Richard, on the question of where a company can file, the bankruptcy laws allow the company to choose any district where the company is incorporated, has its principal place of business, or has its main assets; or any district where a subsidiary has filed for bankruptcy. GM is incorporated in Delaware and its principal place of business and assets are in Detroit and vicinity, which would make Delaware and one or more districts in Michigan, including Detroit, options. If GM has subsidiaries in other places (such as New York), as they no doubt do, this would create other options. Bottom line is there's really no way to stop the company from picking Detroit as its filing location.

I couldn't agree more with your comments. The Wall Street Journal (http://online.wsj.com/article/SB122703811621838291.html) today reports that GM is asking for $10 billion of the proposed $25 billion allocation from the TARPs fund. GM further claims that without this money it may not be able to make it through the end of the year, a mere 6 weeks away. Given that GM is presently burning through cash at the rate of $2 billion per month, that $10 billion would therefore only buy them 5 months of operations. Even if they were able to cut their costs by 25% overnight (as unlikely as that would appear), that would still only mean sufficient capital to operate for perhaps 7 months instead.

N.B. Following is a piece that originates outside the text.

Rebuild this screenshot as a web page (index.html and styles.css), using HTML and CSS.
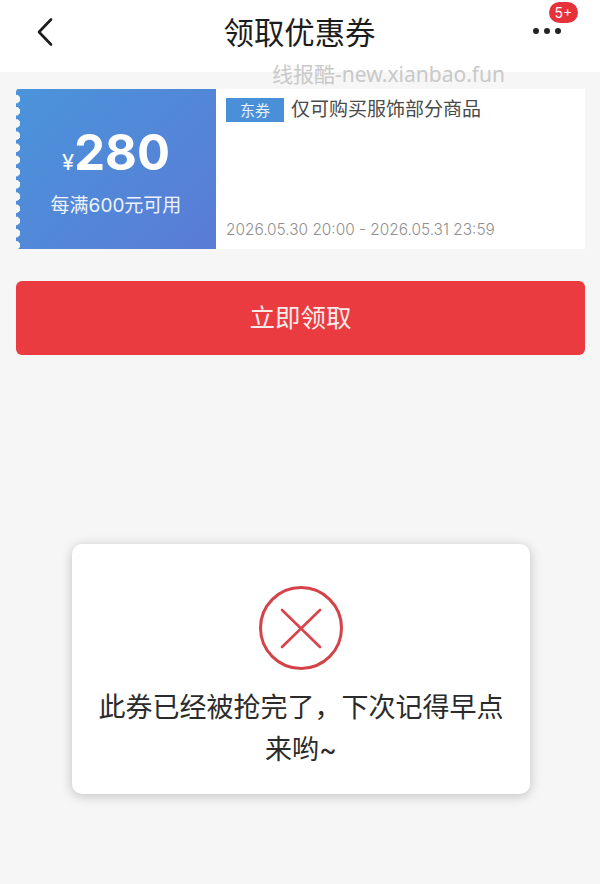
FILE: index.html
```html
<!DOCTYPE html>
<html lang="zh-CN">
<head>
    <meta charset="UTF-8">
    <meta name="viewport" content="width=device-width, initial-scale=1.0">
    <title>领取优惠券</title>
    <link rel="stylesheet" href="styles.css">
</head>
<body>
    <!-- 顶部导航 -->
    <header class="nav-bar">
        <div class="nav-back">
            <svg width="18" height="30" viewBox="0 0 18 30"><path d="M15 2.5 3 15l12 12.500" fill="none" stroke="#1c1c1c" stroke-width="2.600" stroke-linecap="round" stroke-linejoin="round"/></svg>
        </div>
        <h1 class="nav-title">领取优惠券</h1>
        <div class="nav-more">
            <span class="dot"></span><span class="dot"></span><span class="dot"></span>
            <span class="nav-badge">5+</span>
        </div>
    </header>

    <div class="watermark">线报酷-new.xianbao.fun</div>

    <main class="content">
        <!-- 优惠券 -->
        <section class="coupon">
            <div class="coupon-left">
                <div class="coupon-amount"><span class="coupon-yen">¥</span>280</div>
                <div class="coupon-limit">每满600元可用</div>
            </div>
            <div class="coupon-right">
                <div class="coupon-desc"><span class="coupon-tag">东券</span>仅可购买服饰部分商品</div>
                <div class="coupon-date">2026.05.30 20:00 - 2026.05.31 23:59</div>
            </div>
        </section>

        <div class="get-button">立即领取</div>
    </main>

    <!-- 提示弹窗 -->
    <div class="toast">
        <svg class="toast-icon" width="86" height="86" viewBox="0 0 86 86">
            <circle cx="43" cy="43" r="40.500" fill="none" stroke="#d4424a" stroke-width="3"/>
            <path d="M24 25 62 62M62 25 24 62" fill="none" stroke="#d9434b" stroke-width="2.600" stroke-linecap="round"/>
        </svg>
        <p class="toast-text">此券已经被抢完了，下次记得早点来哟~</p>
    </div>
</body>
</html>
```

FILE: styles.css
```css
html, body {
    margin: 0;
    padding: 0;
}

body {
    position: relative;
    height: 884px;
    overflow: hidden;
    background-color: #f6f6f6;
    font-family: "Inter", "Noto Sans CJK SC", sans-serif;
}

/* 顶部导航 */
.nav-bar {
    display: flex;
    align-items: center;
    justify-content: space-between;
    height: 72px;
    padding: 0 36px;
    background-color: #fff;
    box-sizing: border-box;
}

.nav-back {
    display: flex;
    width: 18px;
    margin-bottom: 8px;
}

.nav-title {
    margin: 0 0 11px 12px;
    font-size: 30.400px;
    font-weight: 400;
    color: #1c1c1c;
}

.nav-more {
    position: relative;
    display: flex;
    gap: 5px;
    width: 30px;
    margin: 0 1px 0 0;
    padding-bottom: 10px;
}

.dot {
    width: 6px;
    height: 6px;
    border-radius: 50%;
    background-color: #222;
}

.nav-badge {
    position: absolute;
    top: -26px;
    left: 16px;
    width: 29px;
    height: 21px;
    border-radius: 11px;
    background-color: #e5313a;
    color: #fff;
    font-size: 14px;
    line-height: 21px;
    text-align: center;
}

.watermark {
    position: absolute;
    top: 60px;
    left: 272px;
    font-family: "Noto Sans", "Noto Sans CJK SC", sans-serif;
    font-size: 21px;
    line-height: 28px;
    color: #c9c9c9;
    white-space: nowrap;
}

.content {
    display: flex;
    flex-direction: column;
    gap: 32px;
    padding: 17px 15px 0 16px;
}

/* 优惠券 */
.coupon {
    display: flex;
    height: 160px;
}

.coupon-left {
    position: relative;
    display: flex;
    flex-direction: column;
    align-items: center;
    width: 200px;
    padding-top: 35px;
    box-sizing: border-box;
    border-radius: 3px 0 0 3px;
    background: linear-gradient(135deg, #4a94da 0%, #5a7bd6 100%);
    color: #fff;
}

/* 左侧锯齿 */
.coupon-left::before {
    content: '';
    position: absolute;
    top: 4px;
    bottom: 0;
    left: 0;
    width: 5px;
    background: radial-gradient(circle at 0 6px, #f6f6f6 4px, transparent 4.500px) 0 0 / 5px 12.200px repeat-y;
}

.coupon-amount {
    font-size: 49px;
    font-weight: 700;
    line-height: 58px;
}

.coupon-yen {
    margin-right: 0;
    font-size: 22px;
    font-weight: 400;
}

.coupon-limit {
    margin-top: 2px;
    font-size: 19px;
    line-height: 26px;
    color: #eef3fb;
}

.coupon-right {
    display: flex;
    flex: 1;
    flex-direction: column;
    justify-content: space-between;
    padding: 9px 10px 8px 10px;
    background-color: #fff;
}

.coupon-desc {
    display: flex;
    align-items: flex-start;
    height: 24px;
    font-size: 19px;
    line-height: 24px;
    color: #4a4a4a;
}

.coupon-tag {
    width: 58px;
    height: 24px;
    margin-right: 7px;
    background-color: #4a90d9;
    color: #e8f1fb;
    font-size: 15px;
    line-height: 25px;
    text-align: center;
}

.coupon-date {
    font-size: 15.400px;
    font-weight: 300;
    line-height: 22px;
    color: #8f8f8f;
}

.get-button {
    height: 74px;
    border-radius: 6px;
    background-color: #ea3b40;
    color: #fbeaea;
    font-size: 25.500px;
    line-height: 74px;
    text-align: center;
}

/* 提示弹窗 */
.toast {
    position: absolute;
    top: 544px;
    left: 72px;
    display: flex;
    flex-direction: column;
    align-items: center;
    width: 458px;
    height: 250px;
    padding: 41px 24px 0;
    box-sizing: border-box;
    border-radius: 10px;
    background-color: #fff;
    box-shadow: 0 2px 12px rgba(0, 0, 0, 0.22);
}

.toast-icon {
    flex: none;
}

.toast-text {
    margin: 16px 0 0 0;
    font-size: 27px;
    line-height: 42px;
    color: #2b2b2b;
    text-align: center;
}
```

Given the unlikeliness of their ability to implement drastic cuts to their expense structure in that time frame (absent the help of a bankruptcy petition, which would obviate the need for the government assistance to begin with) combined with the seeming unlikeliness of significant improvements in the market for new vehicles in the United States over that same period, it seems phenomenally likely that GM will find themselves back where they started by late spring of next year. If that happens, the Treasury will find itself either once again with GM waiting in queue for the dole, or else in the awkward position of an unsecured creditor in bankruptcy when GM admits the inevitable and files its Chapter 11 petition.

In other words, as Kenny Wayne Shepherd says in Blue on Black:

Blue on black
Tears on a river
Push on a shove
It dont mean much
Joker on jack
Match on a fire
Cold on ice
A dead mans touch
Whisper on a scream
Doesnt change a thing
Dont bring you back
Blue on black

Most likely the case will be heard in Detroit. Whereas they are looking for smypathy, one can only hope it is the facts of the case, and not the emotion of it, that is tried. My biggest astonishment is that the government is working to try to assist the auto companies, when the airlines were left to falter.

Where is the justice in the GM Bonds? I mean who is responsible for me losing a huge chunk of our family nestegg? I bought "on good faith" rated GM Bonds BBB+. Did the ratings companys err? Or were they paid off to list them higher than they were worth? I really did not want to buy them at a mere 7.125% interest rate and have to go out to 2013. But...leukemia came my way, and I had to find "a safe place' to park that nestegg for my spouse. Turns out now that likely she will have little or nothing to make ends meet. I really am upset with this (what I thought was an ultra-conservative) investment to protect my wife. Since I won't be around to see the ending to this story, it certainly will not affect me personally, as I will be somewhere other than the planet earth....but someome, some company, lied throught their teeth about these bonds and should be punished...I mean they had the fidicuiary DUTY to do the right thing and obviously, I think purposely misled investors. Is this just going to wind up as as yet another miscarriage of justice? This is just outright sickening "greed' at it's worst!